(Rows from a dataset of pages and code)
+===+

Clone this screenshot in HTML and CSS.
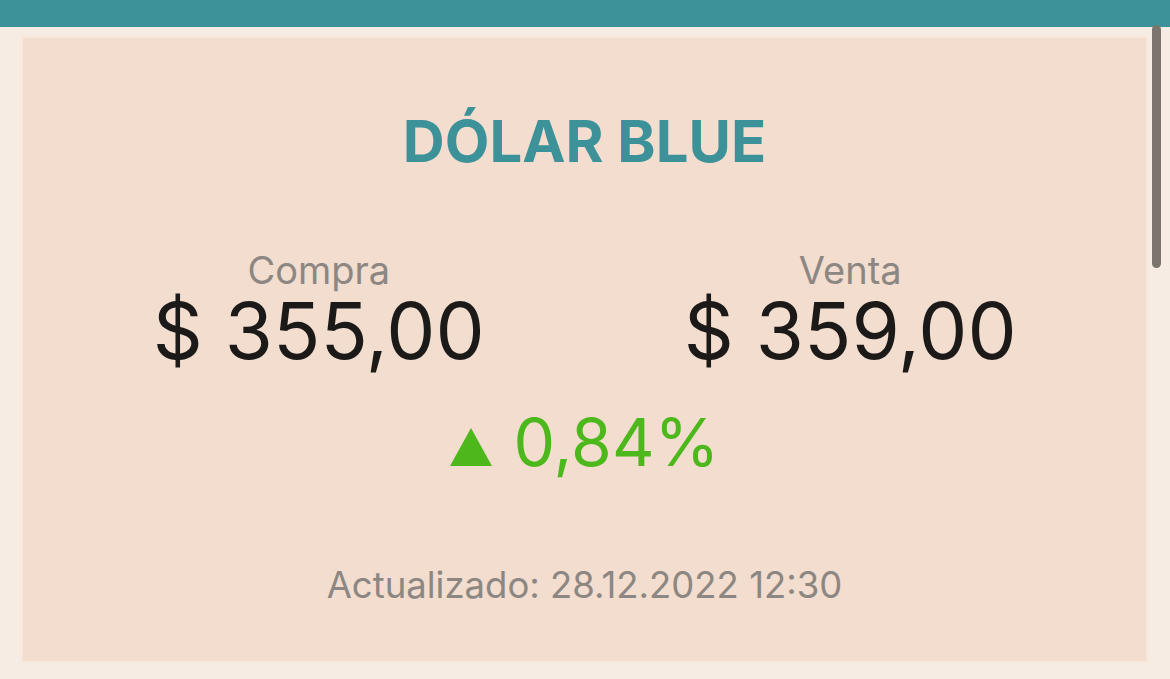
FILE: index.html
```html
<!DOCTYPE html>
<html>
<head>
  <meta charset="utf-8">
  <title>Dólar Blue</title>
  <link rel="stylesheet" href="styles.css">
</head>
<body>
  <div class="topbar"></div>
  <main class="page">
    <section class="card">
      <h1 class="title">DÓLAR BLUE</h1>
      <div class="prices">
        <div class="price">
          <span class="label">Compra</span>
          <span class="value">$ 355,00</span>
        </div>
        <div class="price">
          <span class="label">Venta</span>
          <span class="value">$ 359,00</span>
        </div>
      </div>
      <p class="change">
        <svg class="arrow" viewBox="0 0 42 38" width="42" height="38"><polygon points="21,0 42,38 0,38" fill="currentColor"/></svg>
        <span>0,84%</span>
      </p>
      <p class="updated">Actualizado: 28.12.2022 12:30</p>
    </section>
  </main>
  <div class="scrollbar"></div>
</body>
</html>
```

FILE: styles.css
```css
body {
  margin: 0;
  background-color: #f6ece3;
  font-family: Inter, "Noto Sans", sans-serif;
  height: 679px;
  overflow: hidden;
}

.topbar {
  height: 27px;
  background-color: #3d9299;
}

.page {
  padding: 9px 22px 0 21px;
}

.card {
  background-color: #f2ddcf;
  border: 2px solid #f8e8dc;
  display: flex;
  flex-direction: column;
  align-items: center;
  box-sizing: border-box;
  height: 627px;
}

.title {
  margin: 74px 0 0;
  font-size: 58px;
  line-height: 1;
  font-weight: 700;
  color: #3d9299;
}

.prices {
  margin-top: 80px;
  display: grid;
  grid-template-columns: 1fr 1fr;
  width: 100%;
  padding: 0 30px;
  box-sizing: border-box;
}

.price {
  display: flex;
  flex-direction: column;
  align-items: center;
}

.label {
  font-size: 38px;
  line-height: 1.1;
  color: #8c8782;
}

.value {
  font-size: 78px;
  line-height: 1;
  color: #1b1a19;
}

.change {
  margin: 39px 0 0;
  display: flex;
  align-items: baseline;
  gap: 22px;
  font-size: 66px;
  line-height: 1;
  color: #4cb81c;
}

.arrow {
  display: block;
}

.updated {
  margin: 92px 0 0;
  font-size: 36.5px;
  line-height: 1;
  color: #8c8782;
}

.scrollbar {
  position: absolute;
  top: 25px;
  left: 1152px;
  width: 9px;
  height: 243px;
  border-radius: 5px;
  background-color: #7b756d;
}
```
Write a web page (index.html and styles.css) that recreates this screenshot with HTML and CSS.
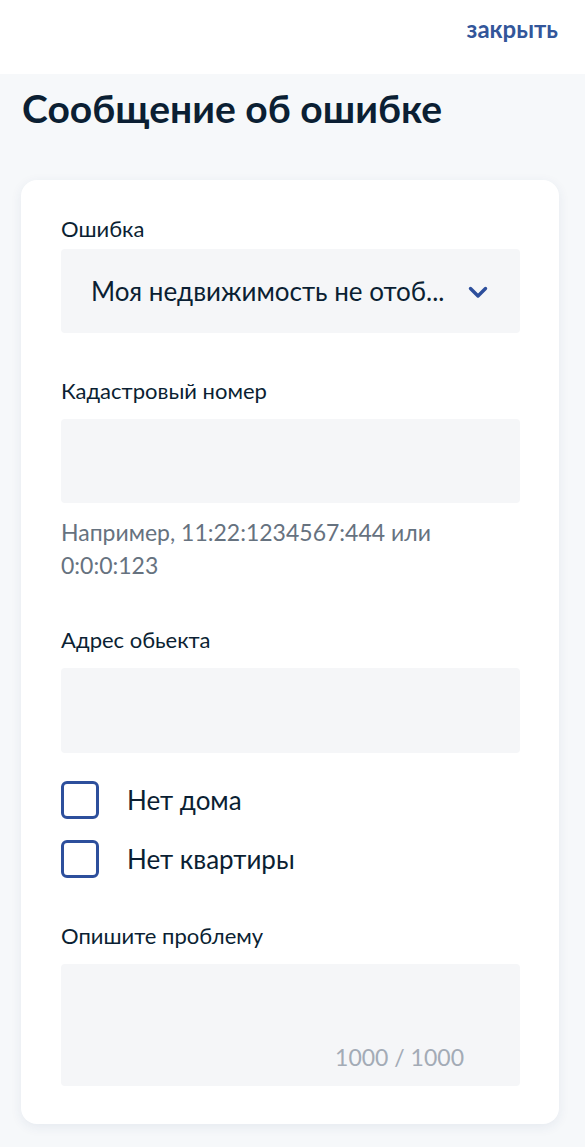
FILE: index.html
```html
<!DOCTYPE html>
<html lang="ru">
<head>
<meta charset="utf-8">
<link rel="stylesheet" href="styles.css">
</head>
<body>
<header class="topbar">
  <a class="close" href="#">закрыть</a>
</header>
<main class="page">
  <h1 class="title">Сообщение об ошибке</h1>
  <section class="card">
    <div class="field field-select">
      <div class="label">Ошибка</div>
      <div class="select">
        <span class="select-text">Моя недвижимость не отоб...</span>
        <svg class="chevron" width="20" height="13" viewBox="0 0 20 13"><path d="M2.5 2.5l7.5 7.5 7.5-7.5" fill="none" stroke="#2d4f9c" stroke-width="3.4" stroke-linecap="round" stroke-linejoin="round"/></svg>
      </div>
    </div>
    <div class="field">
      <div class="label">Кадастровый номер</div>
      <div class="input"></div>
      <div class="hint">Например, 11:22:1234567:444 или 0:0:0:123</div>
    </div>
    <div class="field field-after-hint">
      <div class="label">Адрес обьекта</div>
      <div class="input input-tall"></div>
    </div>
    <div class="checks">
      <label class="check"><span class="box"></span><span class="check-text">Нет дома</span></label>
      <label class="check"><span class="box"></span><span class="check-text">Нет квартиры</span></label>
    </div>
    <div class="field">
      <div class="label">Опишите проблему</div>
      <div class="textarea"><span class="counter">1000 / 1000</span></div>
    </div>
  </section>
</main>
</body>
</html>
```

FILE: styles.css
```css
* { box-sizing: border-box; }
html, body { margin: 0; padding: 0; }
body {
  font-family: Lato, "Open Sans", sans-serif;
  color: #0b1f33;
  background: #f5f7fa;
  width: 585px;
  min-height: 1147px;
}
.topbar {
  height: 74px;
  background: #ffffff;
  display: flex;
  justify-content: flex-end;
  align-items: flex-start;
  padding: 14px 27px 0 0;
}
.close {
  font-family: Lato, sans-serif;
  font-weight: 700;
  font-size: 24px;
  line-height: 30px;
  color: #33569a;
  text-decoration: none;
}
.page {
  padding: 11px 26px 24px 21px;
  background: #f6f8fa;
}
.title {
  margin: 0 0 49px 1px;
  font-size: 39px;
  line-height: 46px;
  font-weight: 700;
  color: #0b1f33;
}
.card {
  background: #ffffff;
  border-radius: 16px;
  box-shadow: 0 3px 12px rgba(40, 70, 120, 0.08);
  padding: 35px 39px 38px 40px;
  display: flex;
  flex-direction: column;
}
.field { display: flex; flex-direction: column; }
.label {
  font-size: 22px;
  line-height: 28px;
  margin-bottom: 14px;
}
.field-select .label { margin-bottom: 6px; }
.field + .field { margin-top: 44px; }
.field + .field-after-hint { margin-top: 44px; }
.select {
  height: 84px;
  background: #f5f6f8;
  border-radius: 4px;
  display: flex;
  align-items: center;
  justify-content: space-between;
  padding: 0 32px 0 30px;
}
.select-text { font-size: 26px; }
.chevron { margin-top: 3px; }
.input {
  height: 84px;
  background: #f5f6f8;
  border-radius: 4px;
}
.input-tall { height: 85px; }
.hint {
  margin-top: 13px;
  font-size: 23px;
  line-height: 33px;
  color: #66727f;
  padding-right: 40px;
}
.checks {
  margin-top: 28px;
  display: flex;
  flex-direction: column;
  gap: 21px;
}
.check {
  display: flex;
  align-items: center;
  gap: 28px;
}
.box {
  width: 38px;
  height: 38px;
  flex: none;
  border: 3px solid #2d4f9c;
  border-radius: 6px;
}
.check-text { font-size: 26px; }
.checks + .field { margin-top: 44px; }
.textarea {
  height: 122px;
  background: #f5f6f8;
  border-radius: 4px;
  display: flex;
  align-items: flex-end;
  justify-content: flex-end;
  padding: 0 56px 15px 0;
}
.counter {
  font-size: 23px;
  line-height: 28px;
  color: #a3abb6;
}
```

+===+

> [PROBLEM TO SOLVE]: Excluding the pictures, reproduce every entry exactly as given.

> [WRITTEN RESPONSE]:
Clone this screenshot in HTML and CSS.
FILE: index.html
```html
<!DOCTYPE html>
<html>
<head>
  <meta charset="utf-8">
  <title>Dólar Blue</title>
  <link rel="stylesheet" href="styles.css">
</head>
<body>
  <div class="topbar"></div>
  <main class="page">
    <section class="card">
      <h1 class="title">DÓLAR BLUE</h1>
      <div class="prices">
        <div class="price">
          <span class="label">Compra</span>
          <span class="value">$ 355,00</span>
        </div>
        <div class="price">
          <span class="label">Venta</span>
          <span class="value">$ 359,00</span>
        </div>
      </div>
      <p class="change">
        <svg class="arrow" viewBox="0 0 42 38" width="42" height="38"><polygon points="21,0 42,38 0,38" fill="currentColor"/></svg>
        <span>0,84%</span>
      </p>
      <p class="updated">Actualizado: 28.12.2022 12:30</p>
    </section>
  </main>
  <div class="scrollbar"></div>
</body>
</html>
```

FILE: styles.css
```css
body {
  margin: 0;
  background-color: #f6ece3;
  font-family: Inter, "Noto Sans", sans-serif;
  height: 679px;
  overflow: hidden;
}

.topbar {
  height: 27px;
  background-color: #3d9299;
}

.page {
  padding: 9px 22px 0 21px;
}

.card {
  background-color: #f2ddcf;
  border: 2px solid #f8e8dc;
  display: flex;
  flex-direction: column;
  align-items: center;
  box-sizing: border-box;
  height: 627px;
}

.title {
  margin: 74px 0 0;
  font-size: 58px;
  line-height: 1;
  font-weight: 700;
  color: #3d9299;
}

.prices {
  margin-top: 80px;
  display: grid;
  grid-template-columns: 1fr 1fr;
  width: 100%;
  padding: 0 30px;
  box-sizing: border-box;
}

.price {
  display: flex;
  flex-direction: column;
  align-items: center;
}

.label {
  font-size: 38px;
  line-height: 1.1;
  color: #8c8782;
}

.value {
  font-size: 78px;
  line-height: 1;
  color: #1b1a19;
}

.change {
  margin: 39px 0 0;
  display: flex;
  align-items: baseline;
  gap: 22px;
  font-size: 66px;
  line-height: 1;
  color: #4cb81c;
}

.arrow {
  display: block;
}

.updated {
  margin: 92px 0 0;
  font-size: 36.5px;
  line-height: 1;
  color: #8c8782;
}

.scrollbar {
  position: absolute;
  top: 25px;
  left: 1152px;
  width: 9px;
  height: 243px;
  border-radius: 5px;
  background-color: #7b756d;
}
```
Write a web page (index.html and styles.css) that recreates this screenshot with HTML and CSS.
FILE: index.html
```html
<!DOCTYPE html>
<html lang="ru">
<head>
<meta charset="utf-8">
<link rel="stylesheet" href="styles.css">
</head>
<body>
<header class="topbar">
  <a class="close" href="#">закрыть</a>
</header>
<main class="page">
  <h1 class="title">Сообщение об ошибке</h1>
  <section class="card">
    <div class="field field-select">
      <div class="label">Ошибка</div>
      <div class="select">
        <span class="select-text">Моя недвижимость не отоб...</span>
        <svg class="chevron" width="20" height="13" viewBox="0 0 20 13"><path d="M2.5 2.5l7.5 7.5 7.5-7.5" fill="none" stroke="#2d4f9c" stroke-width="3.4" stroke-linecap="round" stroke-linejoin="round"/></svg>
      </div>
    </div>
    <div class="field">
      <div class="label">Кадастровый номер</div>
      <div class="input"></div>
      <div class="hint">Например, 11:22:1234567:444 или 0:0:0:123</div>
    </div>
    <div class="field field-after-hint">
      <div class="label">Адрес обьекта</div>
      <div class="input input-tall"></div>
    </div>
    <div class="checks">
      <label class="check"><span class="box"></span><span class="check-text">Нет дома</span></label>
      <label class="check"><span class="box"></span><span class="check-text">Нет квартиры</span></label>
    </div>
    <div class="field">
      <div class="label">Опишите проблему</div>
      <div class="textarea"><span class="counter">1000 / 1000</span></div>
    </div>
  </section>
</main>
</body>
</html>
```

FILE: styles.css
```css
* { box-sizing: border-box; }
html, body { margin: 0; padding: 0; }
body {
  font-family: Lato, "Open Sans", sans-serif;
  color: #0b1f33;
  background: #f5f7fa;
  width: 585px;
  min-height: 1147px;
}
.topbar {
  height: 74px;
  background: #ffffff;
  display: flex;
  justify-content: flex-end;
  align-items: flex-start;
  padding: 14px 27px 0 0;
}
.close {
  font-family: Lato, sans-serif;
  font-weight: 700;
  font-size: 24px;
  line-height: 30px;
  color: #33569a;
  text-decoration: none;
}
.page {
  padding: 11px 26px 24px 21px;
  background: #f6f8fa;
}
.title {
  margin: 0 0 49px 1px;
  font-size: 39px;
  line-height: 46px;
  font-weight: 700;
  color: #0b1f33;
}
.card {
  background: #ffffff;
  border-radius: 16px;
  box-shadow: 0 3px 12px rgba(40, 70, 120, 0.08);
  padding: 35px 39px 38px 40px;
  display: flex;
  flex-direction: column;
}
.field { display: flex; flex-direction: column; }
.label {
  font-size: 22px;
  line-height: 28px;
  margin-bottom: 14px;
}
.field-select .label { margin-bottom: 6px; }
.field + .field { margin-top: 44px; }
.field + .field-after-hint { margin-top: 44px; }
.select {
  height: 84px;
  background: #f5f6f8;
  border-radius: 4px;
  display: flex;
  align-items: center;
  justify-content: space-between;
  padding: 0 32px 0 30px;
}
.select-text { font-size: 26px; }
.chevron { margin-top: 3px; }
.input {
  height: 84px;
  background: #f5f6f8;
  border-radius: 4px;
}
.input-tall { height: 85px; }
.hint {
  margin-top: 13px;
  font-size: 23px;
  line-height: 33px;
  color: #66727f;
  padding-right: 40px;
}
.checks {
  margin-top: 28px;
  display: flex;
  flex-direction: column;
  gap: 21px;
}
.check {
  display: flex;
  align-items: center;
  gap: 28px;
}
.box {
  width: 38px;
  height: 38px;
  flex: none;
  border: 3px solid #2d4f9c;
  border-radius: 6px;
}
.check-text { font-size: 26px; }
.checks + .field { margin-top: 44px; }
.textarea {
  height: 122px;
  background: #f5f6f8;
  border-radius: 4px;
  display: flex;
  align-items: flex-end;
  justify-content: flex-end;
  padding: 0 56px 15px 0;
}
.counter {
  font-size: 23px;
  line-height: 28px;
  color: #a3abb6;
}
```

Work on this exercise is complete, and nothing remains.